Mar 24, 2024
Reducing the Reversal Curse?
A follow-up on the reversal curse and how reverse training may help language models handle reversed relations.
Hi, dear Readers. I usually don't address you directly, but given that recent "Explained" papers come from different authors, it would be nice to also introduce myself. This paper was prepared for you by Agnieszka, a Senior AI Engineer@Chaptr. I am, as always, happy to find, read and explain recent papers for you. Feel free to reach out to me on LinkedIn.
Large language models (LLMs) excel in many tasks, but they suffer from a surprising limitation called the "reversal curse." This means they struggle to apply knowledge in the opposite direction of how they learned it. Recently, researchers at FAIR Meta proposed a technique called "Reverse Training" to address this issue. (Reverse Training to Nurse the Reversal Curse)
What is the reversal curse?
A few months ago, I explained the paper "The Reversal Curse: LLMs trained on A=B fail to learn B=A". The authors demonstrated that LLMs work well in one specific "direction" but struggle with the reverse. For instance, if a model is trained on "Olaf Scholz is the ninth Chancellor of Germany," it might fail when asked, "Who was the ninth Chancellor of Germany?". The likelihood of the correct answer ("Olaf Scholz") won't be higher than for a random name. The issue affects all transformer-based auto-regressive language models, such as GPT and Llama architecture.
The strategy
The core idea behind reverse training is basically an offline data augmentation method targeted to reduce the "reversal curse." Training examples are reversed while preserving the integrity of entities or randomly segmenting sequences. This approach doubles the training data by adding reversed versions of examples, which the model learns alongside the original data. The paper categorizes reversals into three types:
- Word Reversal: Flipping the entire word order within a sentence.
- Entity-Preserving Reversal: Preserving the order of entities (like names) while reversing other words.

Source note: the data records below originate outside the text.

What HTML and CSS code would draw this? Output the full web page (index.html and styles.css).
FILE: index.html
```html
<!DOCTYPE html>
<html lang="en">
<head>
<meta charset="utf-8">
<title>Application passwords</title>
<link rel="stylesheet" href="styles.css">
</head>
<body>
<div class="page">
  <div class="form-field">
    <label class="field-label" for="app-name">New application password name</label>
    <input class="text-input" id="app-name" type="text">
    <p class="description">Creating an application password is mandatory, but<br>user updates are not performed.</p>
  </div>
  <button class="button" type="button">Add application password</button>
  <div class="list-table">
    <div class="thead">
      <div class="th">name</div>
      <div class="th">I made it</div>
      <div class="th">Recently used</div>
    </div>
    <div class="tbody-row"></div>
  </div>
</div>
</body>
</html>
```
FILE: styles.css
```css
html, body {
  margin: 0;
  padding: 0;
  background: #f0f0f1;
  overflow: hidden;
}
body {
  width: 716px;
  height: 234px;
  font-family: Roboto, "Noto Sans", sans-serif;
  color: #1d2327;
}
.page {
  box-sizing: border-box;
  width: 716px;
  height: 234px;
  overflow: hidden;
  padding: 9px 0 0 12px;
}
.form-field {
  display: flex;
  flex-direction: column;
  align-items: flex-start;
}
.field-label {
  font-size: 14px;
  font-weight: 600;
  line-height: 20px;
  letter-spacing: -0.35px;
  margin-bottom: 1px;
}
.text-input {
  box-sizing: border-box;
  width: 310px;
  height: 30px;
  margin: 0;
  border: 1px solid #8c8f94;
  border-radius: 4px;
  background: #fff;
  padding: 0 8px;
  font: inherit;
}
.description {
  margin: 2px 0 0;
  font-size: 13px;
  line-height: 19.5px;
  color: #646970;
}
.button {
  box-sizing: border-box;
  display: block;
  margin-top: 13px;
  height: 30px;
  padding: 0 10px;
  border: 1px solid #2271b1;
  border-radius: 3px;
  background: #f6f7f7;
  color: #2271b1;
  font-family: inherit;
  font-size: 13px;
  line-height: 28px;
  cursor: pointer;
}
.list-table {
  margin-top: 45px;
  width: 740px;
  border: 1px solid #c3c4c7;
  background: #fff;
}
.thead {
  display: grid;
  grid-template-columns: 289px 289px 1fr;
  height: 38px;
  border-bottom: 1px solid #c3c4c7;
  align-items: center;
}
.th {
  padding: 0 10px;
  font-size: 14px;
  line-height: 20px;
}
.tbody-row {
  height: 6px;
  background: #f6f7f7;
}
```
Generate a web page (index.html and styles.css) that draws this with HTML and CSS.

- Random Segment Reversal: Randomly selected text segments are reversed.
Experiments
In experiments, they evaluated the effectiveness of reverse training in both pre-training and fine-tuning stages across different tasks. The results show that reverse training significantly enhances model performance on tasks requiring reversed application of knowledge, such as reversing biographies or symbolic reverse tasks, without impairing performance on standard tasks. For instance, reverse training improves recall in biography-related tasks. Importantly, it does not impair performance on standard language benchmarks.
Conclusion
The paper concludes that reverse training represents a promising method for overcoming the limitations of current LLMs in processing information in reverse order. Although enhancing the ability to connect celebrities with their parents in reverse doesn't seem like a breakthrough, it might be a great way of strengthening relation understanding in LLMs.
One more thing: Doubling the training data means doubling the training time, which is a very strong limitation of the study. While data augmentation is great, it would be even better if models could understand relations between entities better, from the start.